Directive >>
Provide only the number of lines in the records below that include "component".

· · ·

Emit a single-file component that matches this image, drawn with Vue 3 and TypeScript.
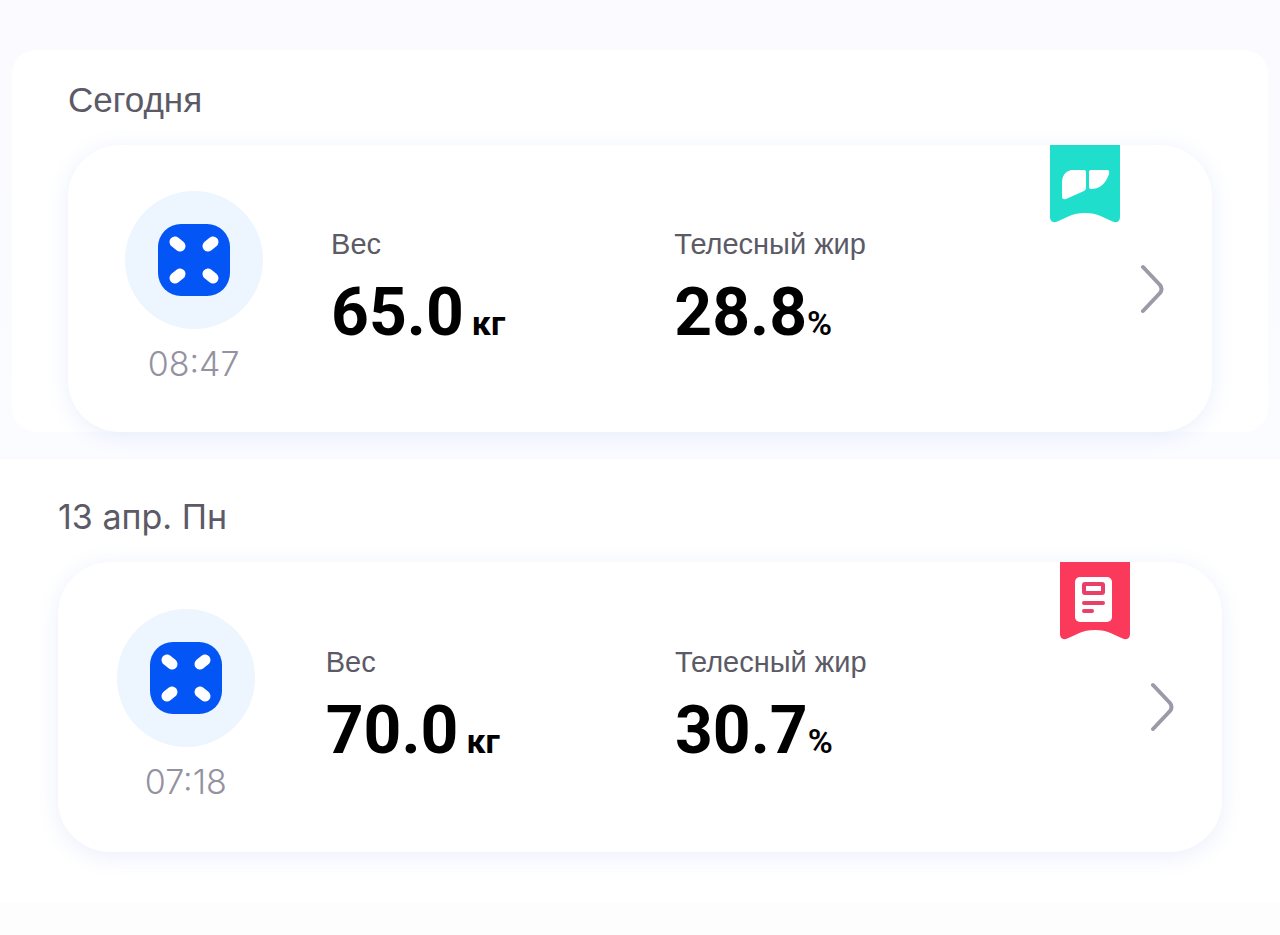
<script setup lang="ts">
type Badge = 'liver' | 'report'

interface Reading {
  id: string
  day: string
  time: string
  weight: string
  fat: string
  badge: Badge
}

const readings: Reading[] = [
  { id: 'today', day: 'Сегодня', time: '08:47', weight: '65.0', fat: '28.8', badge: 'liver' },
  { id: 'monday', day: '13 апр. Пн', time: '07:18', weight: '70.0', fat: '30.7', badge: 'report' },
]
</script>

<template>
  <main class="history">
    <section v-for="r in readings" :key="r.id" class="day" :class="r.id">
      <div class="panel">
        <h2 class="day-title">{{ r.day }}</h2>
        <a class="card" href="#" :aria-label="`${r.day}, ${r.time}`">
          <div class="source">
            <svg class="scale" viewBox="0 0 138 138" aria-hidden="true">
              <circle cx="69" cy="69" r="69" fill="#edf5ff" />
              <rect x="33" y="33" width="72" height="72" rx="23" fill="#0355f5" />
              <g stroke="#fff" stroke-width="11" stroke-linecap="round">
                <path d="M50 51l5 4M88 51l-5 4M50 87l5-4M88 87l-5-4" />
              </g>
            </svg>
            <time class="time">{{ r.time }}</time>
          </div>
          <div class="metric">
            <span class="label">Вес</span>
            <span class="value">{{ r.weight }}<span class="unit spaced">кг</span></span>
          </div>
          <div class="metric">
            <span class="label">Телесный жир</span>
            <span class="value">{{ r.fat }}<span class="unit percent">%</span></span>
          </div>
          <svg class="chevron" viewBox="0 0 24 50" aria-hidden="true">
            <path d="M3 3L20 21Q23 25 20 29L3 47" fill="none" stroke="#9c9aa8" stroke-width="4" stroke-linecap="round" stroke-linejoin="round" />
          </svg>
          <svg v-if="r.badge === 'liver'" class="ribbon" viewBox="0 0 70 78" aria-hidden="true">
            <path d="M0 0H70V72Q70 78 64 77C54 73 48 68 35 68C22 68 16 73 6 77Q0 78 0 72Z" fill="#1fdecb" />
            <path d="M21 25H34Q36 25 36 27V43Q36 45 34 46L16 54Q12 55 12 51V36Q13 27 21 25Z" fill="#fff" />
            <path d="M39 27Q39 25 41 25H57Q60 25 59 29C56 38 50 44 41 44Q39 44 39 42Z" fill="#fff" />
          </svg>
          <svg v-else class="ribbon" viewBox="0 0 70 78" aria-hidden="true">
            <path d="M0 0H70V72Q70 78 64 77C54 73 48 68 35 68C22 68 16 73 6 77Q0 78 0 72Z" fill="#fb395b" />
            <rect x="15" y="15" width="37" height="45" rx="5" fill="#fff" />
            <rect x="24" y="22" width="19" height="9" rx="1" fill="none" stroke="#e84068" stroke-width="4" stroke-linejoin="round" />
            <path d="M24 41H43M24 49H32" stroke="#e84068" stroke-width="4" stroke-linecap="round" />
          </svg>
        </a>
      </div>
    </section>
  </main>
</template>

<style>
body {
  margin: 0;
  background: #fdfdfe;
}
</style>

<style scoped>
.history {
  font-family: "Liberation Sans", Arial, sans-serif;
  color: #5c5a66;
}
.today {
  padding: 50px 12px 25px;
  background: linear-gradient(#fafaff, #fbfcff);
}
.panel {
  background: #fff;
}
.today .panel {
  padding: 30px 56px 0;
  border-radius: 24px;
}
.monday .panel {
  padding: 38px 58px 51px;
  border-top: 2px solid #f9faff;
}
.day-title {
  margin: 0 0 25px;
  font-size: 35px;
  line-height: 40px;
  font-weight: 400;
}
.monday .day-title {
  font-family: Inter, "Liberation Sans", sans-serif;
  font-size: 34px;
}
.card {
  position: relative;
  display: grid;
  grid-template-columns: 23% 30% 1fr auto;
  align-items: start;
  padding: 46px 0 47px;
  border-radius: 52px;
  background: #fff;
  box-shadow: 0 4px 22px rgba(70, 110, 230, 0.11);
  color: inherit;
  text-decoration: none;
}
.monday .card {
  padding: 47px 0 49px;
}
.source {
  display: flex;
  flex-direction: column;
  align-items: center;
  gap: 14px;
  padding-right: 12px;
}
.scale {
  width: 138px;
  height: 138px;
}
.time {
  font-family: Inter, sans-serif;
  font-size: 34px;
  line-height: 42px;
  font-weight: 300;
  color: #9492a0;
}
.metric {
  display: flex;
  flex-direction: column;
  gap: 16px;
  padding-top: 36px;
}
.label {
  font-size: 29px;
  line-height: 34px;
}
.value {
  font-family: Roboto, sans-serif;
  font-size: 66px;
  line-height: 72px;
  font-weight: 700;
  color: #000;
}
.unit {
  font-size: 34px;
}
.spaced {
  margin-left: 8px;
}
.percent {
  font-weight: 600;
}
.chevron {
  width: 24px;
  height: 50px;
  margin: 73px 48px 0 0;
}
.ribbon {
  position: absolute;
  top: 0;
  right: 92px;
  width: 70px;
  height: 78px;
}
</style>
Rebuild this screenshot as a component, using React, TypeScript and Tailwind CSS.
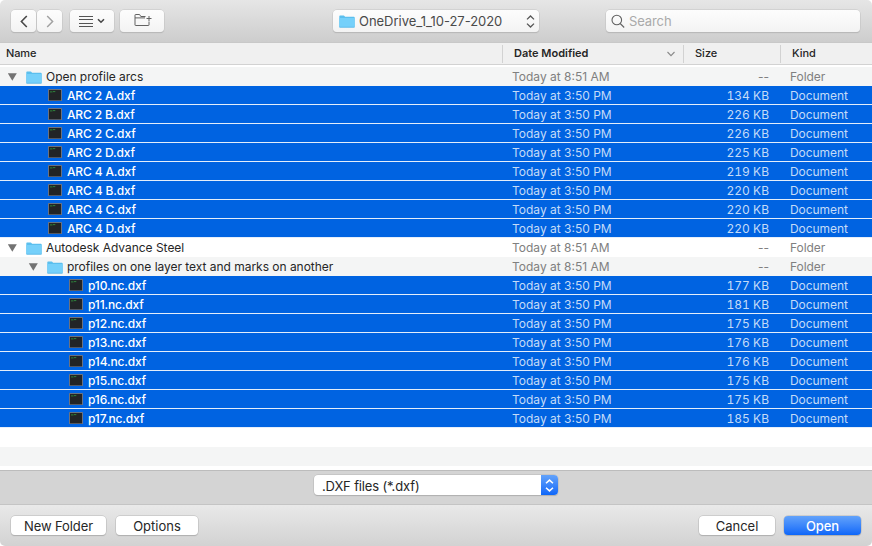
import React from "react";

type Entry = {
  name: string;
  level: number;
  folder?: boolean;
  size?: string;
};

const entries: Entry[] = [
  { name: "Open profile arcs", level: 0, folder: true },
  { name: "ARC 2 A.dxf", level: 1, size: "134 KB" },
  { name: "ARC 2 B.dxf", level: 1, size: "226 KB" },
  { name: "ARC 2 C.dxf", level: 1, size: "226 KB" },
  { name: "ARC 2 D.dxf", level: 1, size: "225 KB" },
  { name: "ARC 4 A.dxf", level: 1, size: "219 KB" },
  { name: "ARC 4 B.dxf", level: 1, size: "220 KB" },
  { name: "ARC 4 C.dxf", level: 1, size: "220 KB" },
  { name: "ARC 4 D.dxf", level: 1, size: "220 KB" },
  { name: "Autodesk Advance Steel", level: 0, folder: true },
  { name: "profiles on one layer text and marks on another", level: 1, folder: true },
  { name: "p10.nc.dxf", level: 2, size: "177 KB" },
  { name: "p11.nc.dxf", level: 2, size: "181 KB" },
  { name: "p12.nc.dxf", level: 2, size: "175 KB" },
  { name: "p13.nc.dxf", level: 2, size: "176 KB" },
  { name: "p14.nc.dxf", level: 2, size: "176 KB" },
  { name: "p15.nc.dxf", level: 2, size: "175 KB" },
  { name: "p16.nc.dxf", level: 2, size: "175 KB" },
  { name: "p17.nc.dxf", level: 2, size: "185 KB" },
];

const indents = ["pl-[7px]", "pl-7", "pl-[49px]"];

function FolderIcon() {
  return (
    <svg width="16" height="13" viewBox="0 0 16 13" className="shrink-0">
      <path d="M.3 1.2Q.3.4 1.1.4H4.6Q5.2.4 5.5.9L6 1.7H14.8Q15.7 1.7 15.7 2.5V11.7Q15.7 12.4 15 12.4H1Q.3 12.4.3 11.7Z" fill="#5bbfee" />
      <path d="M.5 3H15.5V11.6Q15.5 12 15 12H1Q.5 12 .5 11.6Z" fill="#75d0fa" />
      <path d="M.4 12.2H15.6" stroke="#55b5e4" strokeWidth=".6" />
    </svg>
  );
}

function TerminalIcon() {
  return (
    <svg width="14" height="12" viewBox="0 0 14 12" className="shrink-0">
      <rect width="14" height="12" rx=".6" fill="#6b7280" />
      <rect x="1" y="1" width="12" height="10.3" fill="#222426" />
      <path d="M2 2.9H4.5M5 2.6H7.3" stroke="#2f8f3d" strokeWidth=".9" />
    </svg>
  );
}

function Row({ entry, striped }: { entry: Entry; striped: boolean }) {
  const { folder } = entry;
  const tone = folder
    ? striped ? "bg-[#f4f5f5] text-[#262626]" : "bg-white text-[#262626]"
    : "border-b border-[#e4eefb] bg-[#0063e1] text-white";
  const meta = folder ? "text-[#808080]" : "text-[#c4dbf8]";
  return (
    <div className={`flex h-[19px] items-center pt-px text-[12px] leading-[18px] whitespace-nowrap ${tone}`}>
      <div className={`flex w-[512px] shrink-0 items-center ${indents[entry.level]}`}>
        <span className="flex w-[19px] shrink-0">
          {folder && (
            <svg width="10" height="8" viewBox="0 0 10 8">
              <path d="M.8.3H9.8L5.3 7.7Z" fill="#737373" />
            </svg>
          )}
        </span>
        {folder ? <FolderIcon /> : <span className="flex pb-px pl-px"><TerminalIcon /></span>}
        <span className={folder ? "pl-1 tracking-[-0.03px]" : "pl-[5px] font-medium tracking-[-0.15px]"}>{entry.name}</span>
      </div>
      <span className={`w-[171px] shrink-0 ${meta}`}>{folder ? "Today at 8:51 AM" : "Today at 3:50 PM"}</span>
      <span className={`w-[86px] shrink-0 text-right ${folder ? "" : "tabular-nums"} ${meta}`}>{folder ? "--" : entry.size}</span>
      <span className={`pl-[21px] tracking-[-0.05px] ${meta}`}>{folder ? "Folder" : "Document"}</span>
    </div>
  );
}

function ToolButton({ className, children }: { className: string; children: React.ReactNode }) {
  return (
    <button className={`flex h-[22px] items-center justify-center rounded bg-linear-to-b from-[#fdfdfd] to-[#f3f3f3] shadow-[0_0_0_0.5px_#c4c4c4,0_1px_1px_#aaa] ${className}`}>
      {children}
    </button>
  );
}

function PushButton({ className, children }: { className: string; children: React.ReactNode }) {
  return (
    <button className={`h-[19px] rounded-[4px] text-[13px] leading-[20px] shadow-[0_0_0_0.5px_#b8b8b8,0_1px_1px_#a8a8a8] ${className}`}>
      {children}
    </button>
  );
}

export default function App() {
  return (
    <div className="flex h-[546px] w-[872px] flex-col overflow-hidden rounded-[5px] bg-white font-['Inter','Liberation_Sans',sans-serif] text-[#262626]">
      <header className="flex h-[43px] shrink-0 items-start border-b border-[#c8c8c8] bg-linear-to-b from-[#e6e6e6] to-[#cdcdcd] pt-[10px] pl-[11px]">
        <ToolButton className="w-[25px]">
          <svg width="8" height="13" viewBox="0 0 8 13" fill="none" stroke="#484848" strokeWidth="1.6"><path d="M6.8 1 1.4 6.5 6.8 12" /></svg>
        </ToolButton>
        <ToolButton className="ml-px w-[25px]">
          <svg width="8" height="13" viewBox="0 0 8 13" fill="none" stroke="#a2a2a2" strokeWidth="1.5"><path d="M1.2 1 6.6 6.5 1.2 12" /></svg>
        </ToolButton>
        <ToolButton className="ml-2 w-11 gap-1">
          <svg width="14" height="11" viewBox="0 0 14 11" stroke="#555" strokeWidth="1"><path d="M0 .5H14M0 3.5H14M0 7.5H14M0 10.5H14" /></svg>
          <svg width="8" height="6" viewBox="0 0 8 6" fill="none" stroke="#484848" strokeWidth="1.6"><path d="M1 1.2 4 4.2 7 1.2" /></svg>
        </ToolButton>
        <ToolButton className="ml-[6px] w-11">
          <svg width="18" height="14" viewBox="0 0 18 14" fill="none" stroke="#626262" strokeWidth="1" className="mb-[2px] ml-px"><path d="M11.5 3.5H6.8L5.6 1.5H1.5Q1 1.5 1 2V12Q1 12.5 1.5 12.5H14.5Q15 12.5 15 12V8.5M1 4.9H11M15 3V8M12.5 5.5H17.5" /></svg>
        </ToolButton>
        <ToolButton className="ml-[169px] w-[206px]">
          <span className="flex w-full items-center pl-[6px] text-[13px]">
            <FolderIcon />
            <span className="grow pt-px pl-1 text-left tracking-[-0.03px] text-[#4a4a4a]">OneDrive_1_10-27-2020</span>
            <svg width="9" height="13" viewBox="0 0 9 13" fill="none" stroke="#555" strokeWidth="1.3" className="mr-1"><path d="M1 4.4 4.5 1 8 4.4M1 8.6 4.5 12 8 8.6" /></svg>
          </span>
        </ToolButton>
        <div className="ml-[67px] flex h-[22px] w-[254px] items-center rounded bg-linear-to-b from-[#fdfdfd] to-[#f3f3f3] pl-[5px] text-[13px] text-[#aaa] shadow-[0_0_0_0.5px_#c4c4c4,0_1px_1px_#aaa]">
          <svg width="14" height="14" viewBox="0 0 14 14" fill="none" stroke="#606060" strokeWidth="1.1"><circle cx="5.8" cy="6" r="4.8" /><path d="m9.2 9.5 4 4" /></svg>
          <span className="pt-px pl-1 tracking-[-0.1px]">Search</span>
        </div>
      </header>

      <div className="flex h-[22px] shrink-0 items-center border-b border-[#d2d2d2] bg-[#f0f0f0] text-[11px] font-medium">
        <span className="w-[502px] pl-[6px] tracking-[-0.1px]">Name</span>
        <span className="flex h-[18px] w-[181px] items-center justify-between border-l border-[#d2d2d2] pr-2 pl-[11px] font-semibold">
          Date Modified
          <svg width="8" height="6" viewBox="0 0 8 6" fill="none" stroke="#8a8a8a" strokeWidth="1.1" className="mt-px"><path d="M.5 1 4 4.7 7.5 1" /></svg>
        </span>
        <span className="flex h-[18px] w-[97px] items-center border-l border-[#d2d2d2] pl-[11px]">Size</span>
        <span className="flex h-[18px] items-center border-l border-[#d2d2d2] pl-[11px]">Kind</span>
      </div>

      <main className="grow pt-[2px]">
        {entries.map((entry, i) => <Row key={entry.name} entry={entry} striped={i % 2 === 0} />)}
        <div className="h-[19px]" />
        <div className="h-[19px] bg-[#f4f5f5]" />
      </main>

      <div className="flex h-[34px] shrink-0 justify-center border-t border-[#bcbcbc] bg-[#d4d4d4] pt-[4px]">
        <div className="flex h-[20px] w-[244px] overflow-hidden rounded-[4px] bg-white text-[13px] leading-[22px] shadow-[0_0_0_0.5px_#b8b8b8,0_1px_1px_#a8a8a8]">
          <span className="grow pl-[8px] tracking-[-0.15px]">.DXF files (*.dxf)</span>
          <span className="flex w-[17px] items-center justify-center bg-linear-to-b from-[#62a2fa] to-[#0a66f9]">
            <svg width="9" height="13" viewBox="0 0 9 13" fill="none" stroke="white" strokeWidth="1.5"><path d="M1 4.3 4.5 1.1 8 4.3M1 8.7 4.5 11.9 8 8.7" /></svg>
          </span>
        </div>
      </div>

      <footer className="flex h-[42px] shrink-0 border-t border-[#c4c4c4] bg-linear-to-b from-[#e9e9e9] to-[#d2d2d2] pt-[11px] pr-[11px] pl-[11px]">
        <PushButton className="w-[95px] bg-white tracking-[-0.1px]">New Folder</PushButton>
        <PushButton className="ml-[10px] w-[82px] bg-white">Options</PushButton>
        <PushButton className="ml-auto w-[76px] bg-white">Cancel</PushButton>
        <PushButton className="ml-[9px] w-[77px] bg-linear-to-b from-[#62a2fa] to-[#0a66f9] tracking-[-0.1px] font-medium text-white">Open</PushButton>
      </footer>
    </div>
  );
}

· · ·

Written answer >>
2